Friday, April 29, 2011

Being a child of Partition

Being a child of Partition, I always thought that memories o f Partition would die with me as they did with my parents and grandmother who forbade us not to celebrate “Azadi” (Independence of India) as it was “Barbadi” (devastation). Growing up in Agra where the family had settled after living in refugee camps for over two years in Sargodha, Amritsar, Ambala, and Gurgaon, I thought otherwise. Traumatic in nature, this forced migration plunged my elders into a dark pit from which it took many years to come out.

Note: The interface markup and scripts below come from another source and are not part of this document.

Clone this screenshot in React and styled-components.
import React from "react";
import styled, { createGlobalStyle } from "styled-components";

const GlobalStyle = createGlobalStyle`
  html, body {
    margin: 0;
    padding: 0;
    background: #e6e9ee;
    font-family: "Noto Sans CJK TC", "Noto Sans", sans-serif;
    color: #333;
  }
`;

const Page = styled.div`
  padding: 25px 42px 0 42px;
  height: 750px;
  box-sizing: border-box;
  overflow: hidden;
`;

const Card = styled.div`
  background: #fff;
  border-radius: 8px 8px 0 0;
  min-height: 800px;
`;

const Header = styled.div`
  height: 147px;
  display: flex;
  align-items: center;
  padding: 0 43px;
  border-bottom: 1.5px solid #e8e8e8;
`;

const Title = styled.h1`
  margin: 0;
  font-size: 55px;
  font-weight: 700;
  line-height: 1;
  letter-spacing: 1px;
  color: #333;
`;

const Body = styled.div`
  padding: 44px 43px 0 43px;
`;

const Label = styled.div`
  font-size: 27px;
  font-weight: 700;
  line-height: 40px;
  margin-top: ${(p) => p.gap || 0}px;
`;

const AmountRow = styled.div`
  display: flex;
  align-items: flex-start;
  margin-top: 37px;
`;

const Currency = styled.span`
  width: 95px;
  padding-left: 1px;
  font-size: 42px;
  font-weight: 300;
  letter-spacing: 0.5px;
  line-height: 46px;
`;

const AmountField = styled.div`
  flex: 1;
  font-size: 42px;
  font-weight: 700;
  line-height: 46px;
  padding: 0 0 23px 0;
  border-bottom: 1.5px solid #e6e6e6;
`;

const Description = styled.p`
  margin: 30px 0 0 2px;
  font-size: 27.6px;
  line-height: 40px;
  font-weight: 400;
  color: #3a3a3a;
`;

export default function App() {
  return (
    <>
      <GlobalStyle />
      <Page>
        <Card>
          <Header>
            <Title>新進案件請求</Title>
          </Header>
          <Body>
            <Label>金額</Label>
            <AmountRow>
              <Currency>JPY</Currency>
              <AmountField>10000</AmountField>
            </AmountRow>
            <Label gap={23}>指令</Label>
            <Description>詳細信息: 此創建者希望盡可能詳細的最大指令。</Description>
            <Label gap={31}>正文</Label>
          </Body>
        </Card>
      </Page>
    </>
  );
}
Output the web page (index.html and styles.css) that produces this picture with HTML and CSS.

Now, my children have voluntarily migrated from India to the USA and we have come to live here in California. Understanding the urgency of getting my story recorded, I volunteered at the first opportunity I came across, whic h was through a newsletter of the Indian Community Centre at Milpitas. I count myself lucky that I am associated with the 1947 Partition Archive. This group of highly motivated volunteers remind me of the Ghadar Party boys who created history by publishing  a weekly newsletter from San Francisco in 1913 that blew the bugle of India’s independence.  Congratulating this group for their initiative, I wish them success in the daunting task of recording the narratives of 1947 Partition. 


Prof. Om P. Juneja is Emeritus Professor of English, M. S. University of Baroda.

1 comment:

  1. I take this opportunity to congratulate you and the team motivated volunteers who have taken up the task of recording the bitter experience of partition for posterity. I pray to God to give you all the strength to complete thetask successfully.